A Ferris wheel is $30$ meters in diameter and is boarded at ground level. The wheel completes one full revolution every $4$ minutes. At time $t=0$, an individual is at the 3:00 position and ascending. The Ferris wheel makes $2$ complete revolutions, and then returns the individual to the boarding platform. Sketch a graph of $h=f(t)$, where $h$ is the height above ground (in meters) after $t$ minutes.
Next, we can make a table. You can ask the students to estimate the height of the individual at each of the ``-.5" times (since students do not yet have a way of calculating the heights more accurately). This will be good enough for graphing.
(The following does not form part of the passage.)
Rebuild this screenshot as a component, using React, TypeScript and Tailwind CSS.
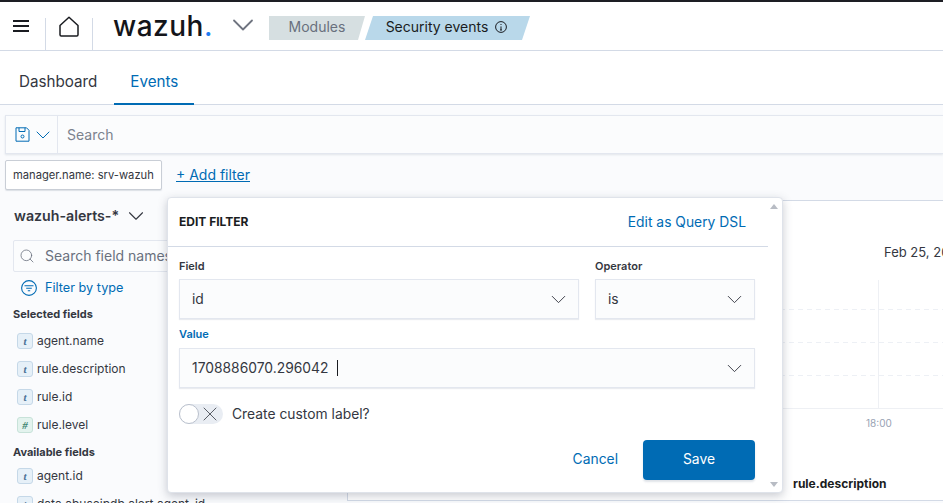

| Time, $t$ (minutes) | 0 | 0.5 | 1 | 1.5 | 2 | 2.5 | 3 | 3.5 | 4 |
| Height, $h=f(t)$ (meters) | 15 | 25.61 | 30 | 25.61 | 15 | 4.39 | 0 | 4.39 | 15 |
We can then use the table to create a graph:
A \underline{periodic function} is any function satisfying $f(x+c)=f(x)$ for some number $c$ and all values $x$ in the domain.
*It will be more intuitive to students to think of a periodic function as a function whose values repeat on a regular interval.
Given a periodic function $f(x)$, the \underline{period} of $f$ is the smallest possible choice of $c$, where $c>0$,
for which $f(x+c)=f(x)$ for all values $x$ in the domain.
*The period is effectively how long it takes for a function's values to begin repeating.
The \underline{midline} of a periodic function is the horizontal line midway between the function's minimum and maximum values.
The midline often represents the \underline{average value} of a wave-like periodic function, like the one in the example.
*The midline of a periodic function, being a line, should always be written as an equation.
The \underline{amplitude} of a periodic function is the distance between the function's maximum (or minimum) value and the midline.
*The amplitude represents how ``large" the function's oscillations are.
**Not all periodic functions have midlines or amplitudes: consider showing a graph of $\tan(x)$ as an example of this.
Point out that the Ferris wheel example is a periodic function. Ask students to identify the period, midline, and amplitude in the example. This can also be done as you introduce each of the definitions above.
Comments[edit]
In this area, you should feel free to add any comments you may have on how this lesson has gone or what other instructors should be aware of.
It should be noted that the midline may not always represent the average value of a periodic function. Instead of including this as part of the definition of the midline, you may want to let students explore this idea while working on problems in the course packet.